Illinois Gov. Rod R. Blagojevich had no qualms about selling the U.S. Senate seat left vacant by President-elect Barack Obama; he just wanted to get a good price for it, according to an FBI affidavit unsealed Tuesday.

The seat is a "valuable thing. You just don't give it away for nothing," Mr. Blagojevich is quoted as saying on wiretap transcripts. If contenders for the seat "are not going to offer anything of value," he continued, he "might just take it" for himself.

Mr. Blagojevich, 51, and his chief of staff, 46-year-old John Harris, were arrested Tuesday morning on federal corruption charges that included seeking bribes in exchange for an appointment to the vacant Senate seat.

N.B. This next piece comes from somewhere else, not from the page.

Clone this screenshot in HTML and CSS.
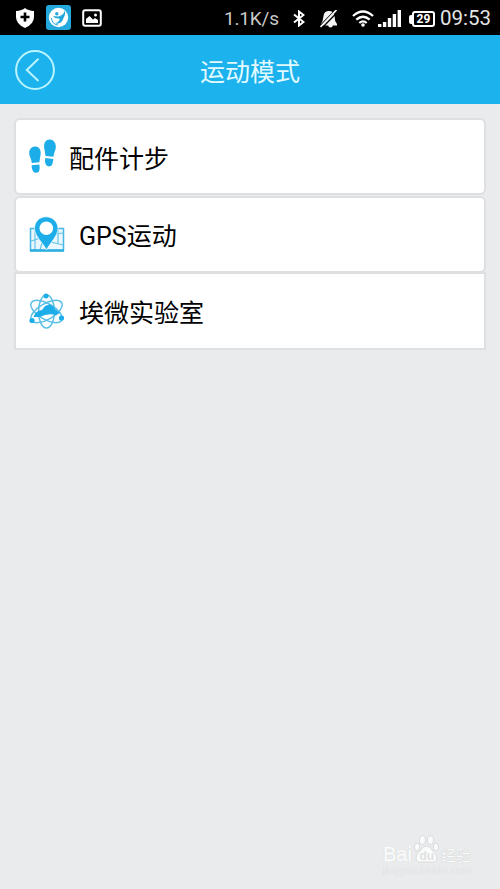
FILE: index.html
```html
<!DOCTYPE html>
<html lang="zh-CN">
<head>
<meta charset="utf-8">
<title>运动模式</title>
<link rel="stylesheet" href="styles.css">
</head>
<body>
<div class="status">
  <div class="status-left">
    <svg width="18" height="20" viewBox="0 0 18 20"><path fill="#fff" d="M9 0Q12 2.500 18 3V9Q18 16 9 20Q0 16 0 9V3Q6 2.500 9 0Z"/><path d="M9 4.500V13.500M4.500 9H13.500" stroke="#000" stroke-width="2.600"/></svg>
    <svg width="25" height="25" viewBox="0 0 25 25"><rect width="25" height="25" rx="3" fill="#25a9dc"/><circle cx="12.500" cy="12.500" r="9.700" fill="#fff"/><circle cx="10.800" cy="8.800" r="1.700" fill="#25a9dc"/><path fill="#25a9dc" d="M18.500 5.500Q18 10 12.500 11.500L7 11Q9 14 13.500 13.500Q14 16.500 9 18.500Q16 19.500 17.500 13Q20 9 18.500 5.500Z"/><path fill="none" stroke="#25a9dc" d="M5.500 13Q6 19.500 12 20"/></svg>
    <svg width="20" height="18" viewBox="0 0 20 18"><rect x="1.200" y="1.200" width="17.600" height="15.600" rx="2" fill="none" stroke="#fff" stroke-width="2"/><path fill="#fff" d="M4 14V10L7.500 7L11 10.500L13 9L16 11V14Z"/><circle cx="13.500" cy="6" r="1.500" fill="#fff"/></svg>
  </div>
  <div class="status-right">
    <span class="rate">1.1K/s</span>
    <svg class="bt" width="12" height="17" viewBox="0 0 12 17"><path fill="none" stroke="#fff" stroke-width="2" d="M1 4.500L10.500 12L6 15.500V1.500L10.500 5L1 12.500"/></svg>
    <svg class="bell" width="18" height="18" viewBox="0 0 18 18"><path fill="#f4f4f4" d="M9 1Q14 1 14.500 6Q14.500 11 17 14V15.500H1V14Q3 11 3.500 6Q4 1 9 1ZM8 15H13Q12.500 17.500 10.500 17.500T8 15Z"/><path stroke="#000" stroke-width="1.500" d="M0 16L15.500 0"/><path stroke="#f4f4f4" stroke-width="1.800" d="M.5 17L16.500 0"/><path stroke="#000" stroke-width="1.300" d="M2.500 17.500L18 1.500"/></svg>
    <svg class="wifi" width="22" height="17" viewBox="0 0 22 17"><g fill="none" stroke="#fff" stroke-width="2.300"><path d="M1 6Q11-3 21 6M4.300 9.700Q11 3.700 17.700 9.700M7.300 13Q11 9.700 14.700 13"/></g><circle cx="11" cy="15" r="1.800" fill="#fff"/></svg>
    <svg class="signal" width="23" height="17" viewBox="0 0 23 17"><path stroke="#fff" stroke-width="3.400" d="M1.700 17V14M6.600 17V12M11.500 17V8M16.400 17V4M21.300 17V0"/></svg>
    <span class="battery"><i></i><b>29</b></span>
    <span class="clock">09:53</span>
  </div>
</div>
<header class="header">
  <svg class="back" width="40" height="40" viewBox="0 0 40 40"><circle cx="20" cy="20" r="18.900" fill="none" stroke="#b9f4ff" stroke-width="2"/><path fill="none" stroke="#b9f4ff" stroke-width="2" d="M23.500 8.700L11.800 20L23.500 31"/></svg>
  <h1>运动模式</h1>
</header>
<main class="list">
  <div class="card">
    <svg width="28" height="36" viewBox="0 0 28 36"><g fill="#1daee9"><path d="M6 8.500C10 8.500 12.300 12 11.600 16.500Q11 20 10.400 24.300L2.800 25Q2.300 21.500 .7 18C-1 13.500 1.500 8.500 6 8.500Z"/><path d="M2.600 27.200L10.400 26.500Q11.700 34.500 7.300 34.800Q3 35 2.600 27.200Z"/><path d="M20.500 1.500C25 1.300 27.700 6 26.600 11Q25 15 24.400 18.800L16.500 18Q16 14 15.300 10.500C14.300 5.500 16.500 1.700 20.500 1.500Z"/><path d="M16.200 20L24.300 20.900Q24 28.700 19.700 28.400Q15.300 28 16.200 20Z"/></g></svg>
    <span>配件计步</span>
  </div>
  <div class="card">
    <svg class="wide" width="36" height="36" viewBox="0 0 36 36"><path fill="#d6f0fa" fill-opacity=".5" stroke="#48b9e6" stroke-width="1.500" d="M1.500 12.500H34.500V34.500H1.500Z"/><path fill="none" stroke="#65c4e9" stroke-width="1.200" d="M2 25L12 22M6 12V34M22 26L34 29M27 18L34 17M29 12V27M11 34L13 27"/><path stroke="#2aaee2" stroke-width="2.500" d="M1 34.500H35"/><path fill="#1daee9" stroke="#fff" stroke-width=".7" d="M17 .8C24 .8 29 6 29 12.500C29 20 21 27 17.500 34C14 27 5.500 20 5.500 12.500C5.500 6 10 .8 17 .8Z"/><circle cx="17.300" cy="12.300" r="6.800" fill="#fff"/></svg>
    <span>GPS运动</span>
  </div>
  <div class="card">
    <svg class="wide" width="36" height="36" viewBox="0 0 36 36"><g fill="none" stroke="#5cbfe6" stroke-width="1.500"><ellipse cx="17.500" cy="18.500" rx="8" ry="16.500"/><ellipse cx="17.500" cy="18.500" rx="8" ry="17.500" transform="rotate(60 17.500 18.500)"/><ellipse cx="17.500" cy="18.500" rx="8" ry="17.500" transform="rotate(-60 17.500 18.500)"/></g><path fill="#1daee9" d="M4.500 24Q6 18 13 17L16 13L20 11.500L24 13L26 16L31 20L27 22Q18 20 11 24Z"/><g fill="#1daee9"><circle cx="17" cy="3" r="2.500"/><circle cx="3" cy="27.500" r="2.600"/><circle cx="32.500" cy="25" r="2.600"/></g></svg>
    <span>埃微实验室</span>
  </div>
</main>
<div class="mark">
  <div class="mark-row">
    <span class="bai">Bai</span>
    <svg width="25" height="29" viewBox="0 0 25 29"><g fill="#fafbfb" stroke="#d3d4d5" stroke-width=".8"><ellipse cx="3" cy="12" rx="2.600" ry="3.800"/><ellipse cx="8.500" cy="5" rx="3" ry="4.200"/><ellipse cx="16.500" cy="5" rx="3" ry="4.200"/><ellipse cx="22" cy="12" rx="2.600" ry="3.800"/><path d="M12.500 11Q16 11 18 15Q23 19 23 23Q22 28 17 27H8Q2 28 2 23Q2 19 7 15Q9 11 12.500 11Z"/></g><text class="du" x="5.500" y="25">du</text></svg>
    <span class="jy">经验</span>
  </div>
  <div class="url">jingyan.baidu.com</div>
</div>
</body>
</html>
```
FILE: styles.css
```css
* { box-sizing: border-box; }
body {
  margin: 0;
  height: 889px;
  overflow: hidden;
  background: #eaebed;
  font-family: Roboto, "Noto Sans CJK SC", sans-serif;
}
svg { display: block; flex: none; }
.status {
  height: 35px;
  background: #000;
  color: #e4e4e4;
  display: flex;
  justify-content: space-between;
  padding: 0 8px 0 16px;
}
.status-left, .status-right { display: flex; align-items: center; }
.status-left { gap: 11px; }
.status-left svg:first-child { margin-right: 1px; }
.rate, .clock { line-height: 35px; padding-top: 2px; white-space: nowrap; }
.rate { width: 54px; font-size: 19px; letter-spacing: -0.2px; color: #c9c9c9; }
.bt { margin: 2px 0 0 15px; }
.bell { margin: 2px 0 0 15px; }
.wifi { margin: 1px 0 0 14px; }
.signal { margin: 2px 0 0 4px; }
.battery { display: flex; align-items: center; margin: 3px 0 0 8px; }
.battery i { width: 3px; height: 9px; background: #fff; border-radius: 2px 0 0 2px; }
.battery b {
  width: 23px;
  height: 16px;
  border: 2px solid #fff;
  border-radius: 3px;
  font-size: 12px;
  line-height: 12px;
  text-align: center;
  color: #fff;
}
.clock { width: 52px; margin-left: 5px; font-size: 20.5px; }
.header {
  height: 69px;
  background: #1bb2ed;
  display: grid;
  grid-template-columns: 40px 1fr 40px;
  align-items: center;
  padding: 0 15px;
}
.header h1 {
  margin: 0;
  padding-top: 7px;
  text-align: center;
  font-size: 25px;
  font-weight: 400;
  line-height: 36px;
  color: #e2faff;
}
.list { padding: 14px 14px 0; }
.card {
  height: 77px;
  display: flex;
  align-items: center;
  padding: 0 0 1px 13px;
  background: #fff;
  border: 2px solid #dedfe1;
  border-radius: 6px;
  font-size: 25px;
  line-height: 36px;
  color: #000;
}
.card + .card { margin-top: 1px; }
.card:last-child { margin-top: -1px; height: 78px; border-radius: 0; }
.card span { margin-left: 12px; padding-top: 7px; }
.card .wide + span { margin-left: 14px; padding-top: 6px; }
.mark {
  position: absolute;
  left: 383px;
  top: 835px;
  width: 92px;
  color: #fafbfb;
  text-shadow: 0 0 1px #b4b5b6;
}
.mark-row { display: flex; align-items: flex-end; height: 29px; }
.bai { width: 31px; font: 20px/20px "Liberation Sans", sans-serif; -webkit-text-stroke: 0.5px #fafbfb; }
.du { font: bold 12px "Liberation Sans", sans-serif; fill: #dfe0e1; text-shadow: none; }
.jy { font-size: 15px; line-height: 16px; margin-left: 2px; }
.url { font-size: 11px; line-height: 14px; color: #f0f1f2; text-shadow: 0 0 1px #c8c9ca; }
```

Other charges accused the governor of trying to get the Chicago Tribune to fire opinion writers in exchange for state funding for the Tribune-owned Chicago Cubs. Authorities also accused the two men of fostering a pay-for-play system, in which state jobs and contracts were won by filling Mr. Blagojevich's campaign coffers.

Robert Grant, special agent in charge of the FBI's Chicago office, said he woke the governor with a 6 a.m. phone call informing him of a warrant for his arrest and told him that two agents were at his front door. The governor asked whether it was a joke, Mr. Grant said.

Mr. Blagojevich was released after a brief court appearance Tuesday afternoon. He is scheduled to return to court Jan. 14.

The governor's attorney, Sheldon Sorosky, insisted Tuesday that Mr. Blagojevich would not resign, adding: "He didn't do anything wrong. A lot of this is just politics."

His office released a statement saying the "allegations do nothing to impact the services, duties or function of the state."

"Governor Blagojevich has been arrested in the middle of what we can only describe as a political-corruption crime spree," U.S. Attorney Patrick Fitzgerald said during a late-morning news conference. "We acted to stop that crime spree."

A federal prosecutor called Mr. Blagojevich's eagerness to sell the seat the most "appalling" of the federal corruption charges leveled Tuesday against the Democratic governor and his top aide.